Biology nerds needed in a D project!
Murilo
murilomiranda92 at hotmail.com
Sat May 25 22:02:51 UTC 2019
On Friday, 24 May 2019 at 08:46:06 UTC, Russel Winder wrote:
> I am not an expert in this, but would a neuron (from whatever
> beastie) ever behave like a slime mould?
> Is a sigmoid function sufficient? The era of treating a neuron
> as purely a single dimensional (electrical) state has, I
> believe, long past. Neurons do trigger, but they also have a
> biochemical aspect as well as an electrical one. I am not up to
> date with modelling neurons, and neither am I an expert in
> neurochemistry, and whilst investigating a network of sigmoid
> function triggers is still valid as a fun thing to do, I am not
> sure it can now be seen as a model of a collection of neurons.
> A model that started up in the mid to late 1970s but didn't
> take off then, but I believe is being picked up again recently,
> is to treat a network of neurons embedded in a biochemical
> system as a set of fields. The background was relativistic
> quantum field theory, but I suspect the technique as applied to
> networks of neurons has evolved away from that background. But
> maybe this is still not a mainstream approach?

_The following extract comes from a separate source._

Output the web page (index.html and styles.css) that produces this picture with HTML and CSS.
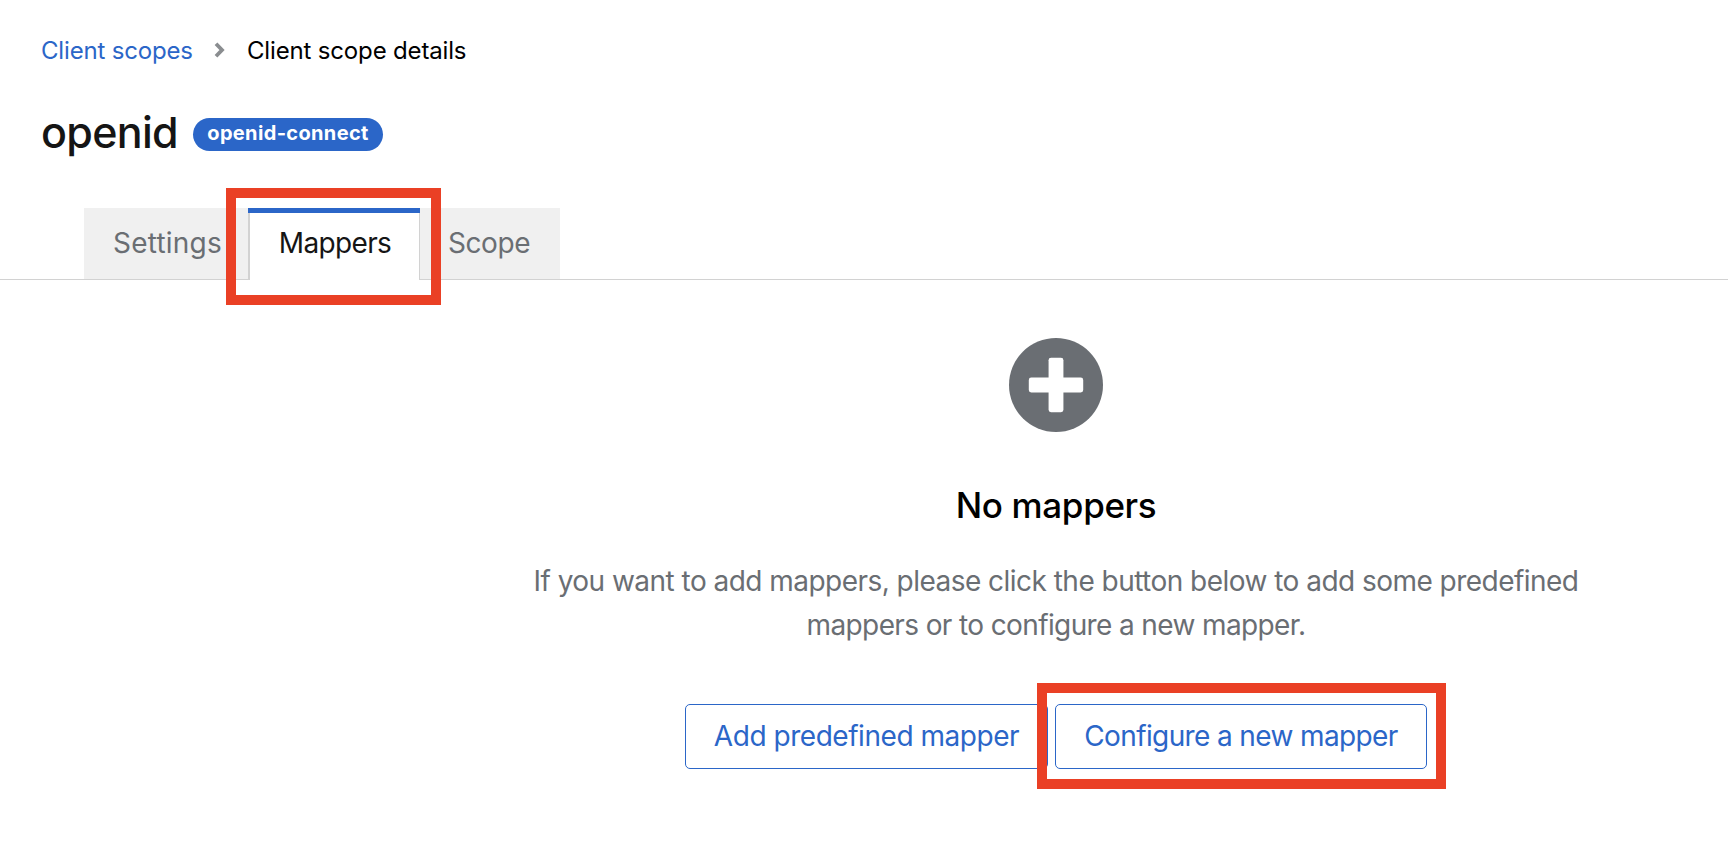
FILE: index.html
```html
<!DOCTYPE html>
<html lang="en">
<head>
<meta charset="utf-8">
<title>Client scope details</title>
<link rel="stylesheet" href="styles.css">
</head>
<body>
<header class="page-header">
  <nav class="breadcrumb">
    <a class="breadcrumb-link" href="#">Client scopes</a>
    <svg class="breadcrumb-arrow" viewBox="0 0 11 16" width="11" height="16"><path d="M2 1.8L8 8L2 14.2" fill="none" stroke="#8a8d90" stroke-width="3.8"/></svg>
    <span class="breadcrumb-current">Client scope details</span>
  </nav>
  <div class="title-row">
    <h1 class="title">openid</h1>
    <span class="badge">openid-connect</span>
  </div>
</header>
<div class="tabs">
  <div class="tab tab-settings">Settings</div>
  <div class="tab tab-active">Mappers</div>
  <div class="tab tab-scope">Scope</div>
</div>
<main class="empty-state">
  <svg class="empty-icon" viewBox="0 0 95 95" width="94" height="94"><circle cx="47.5" cy="47.5" r="47.5" fill="#6a6e73"/><rect x="20" y="40" width="55" height="15" rx="2.5" fill="#fff"/><rect x="40" y="20" width="15" height="55" rx="2.5" fill="#fff"/></svg>
  <h2 class="empty-title">No mappers</h2>
  <p class="empty-text"><span class="line-one">If you want to add mappers, please click the button below to add some predefined</span><br><span class="line-two">mappers or to configure a new mapper.</span></p>
  <div class="actions">
    <button class="button button-add">Add predefined mapper</button>
    <button class="button button-configure">Configure a new mapper</button>
  </div>
</main>
</body>
</html>
```
FILE: styles.css
```css
* { box-sizing: border-box; }
body {
  margin: 0;
  height: 868px;
  overflow: hidden;
  background: #fff;
  color: #151515;
  font-family: Inter, "Liberation Sans", sans-serif;
}
.page-header { padding: 32px 41px 0; height: 208px; }
.breadcrumb {
  display: flex;
  align-items: center;
  height: 36px;
  font-size: 24px;
  white-space: nowrap;
  color: #000;
}
.breadcrumb-link { width: 152px; color: #2b66c8; text-decoration: none; letter-spacing: -0.17px; }
.breadcrumb-arrow { margin: 0 22px 0 21px; }
.breadcrumb-current { letter-spacing: -0.16px; }
.title-row { display: flex; align-items: center; height: 60px; margin-top: 34px; }
.title { width: 152px; margin: 0; font-size: 43px; line-height: 60px; font-weight: 500; letter-spacing: -0.7px; }
.badge {
  width: 190px;
  height: 33px;
  margin-top: 4px;
  border-radius: 17px;
  background: #2b66c8;
  color: #fff;
  font-size: 20px;
  font-weight: 700;
  line-height: 31px;
  text-align: center;
  white-space: nowrap;
  letter-spacing: 0.35px;
}
.tabs {
  display: flex;
  height: 72px;
  padding-left: 84px;
  border-bottom: 1px solid #d2d2d2;
}
.tab {
  height: 71px;
  background: #f0f0f0;
  color: #6a6e73;
  font-size: 28px;
  line-height: 70px;
  text-align: center;
  white-space: nowrap;
  letter-spacing: -0.4px;
}
.tab-settings { width: 164px; padding-left: 3px; letter-spacing: 0.2px; }
.tab-scope { width: 140px; padding-right: 2px; }
.tab-active {
  position: relative;
  width: 172px;
  height: 72px;
  padding-left: 2px;
  background: #fff;
  color: #151515;
  box-shadow: inset 0 5px #2b66c8, inset 2px 0 #d2d2d2, inset -1px 0 #d2d2d2;
  letter-spacing: -0.65px;
}
.tab-active::after {
  content: "";
  position: absolute;
  inset: -20px -21px -25px -22px;
  border: 10px solid #ea4025;
}
.empty-state { display: flex; flex-direction: column; align-items: center; width: 1056px; margin-left: 528px; padding-top: 58px; }
.empty-icon { margin-right: 1px; }
.empty-title { margin: 48px 0 0; color: #000; font-size: 35px; line-height: 50px; font-weight: 500; letter-spacing: -0.35px; }
.empty-text { margin: 29px 0 0; color: #6a6e73; font-size: 28px; line-height: 44px; text-align: center; white-space: nowrap; }
.line-one { letter-spacing: -0.53px; }
.line-two { letter-spacing: -0.62px; }
.actions { display: flex; gap: 7px; margin-top: 57px; }
.button {
  position: relative;
  height: 65px;
  padding: 0;
  border: 1px solid #2b66c8;
  border-radius: 5px;
  background: #fff;
  color: #2b66c8;
  font: 28px/63px Inter, "Liberation Sans", sans-serif;
  white-space: nowrap;
}
.button-add { width: 363px; letter-spacing: -0.46px; }
.button-configure { width: 372px; letter-spacing: -0.62px; }
.button-configure::after {
  content: "";
  position: absolute;
  inset: -22px -20px -21px -19px;
  border: 10px solid #ea4025;
}
```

> Does anyone have any connection with people working on Blue
> Brain. Over decade ago they were modelling the neocortex and
> neurons with apparently good success.
I found your reply very knowledgeable and very intelligent. I
will take a look later at the blue brain project. The reason I
compared a neuron with the slime mold is because it grows
dentrites to form synapses and therefore it creates intelligence.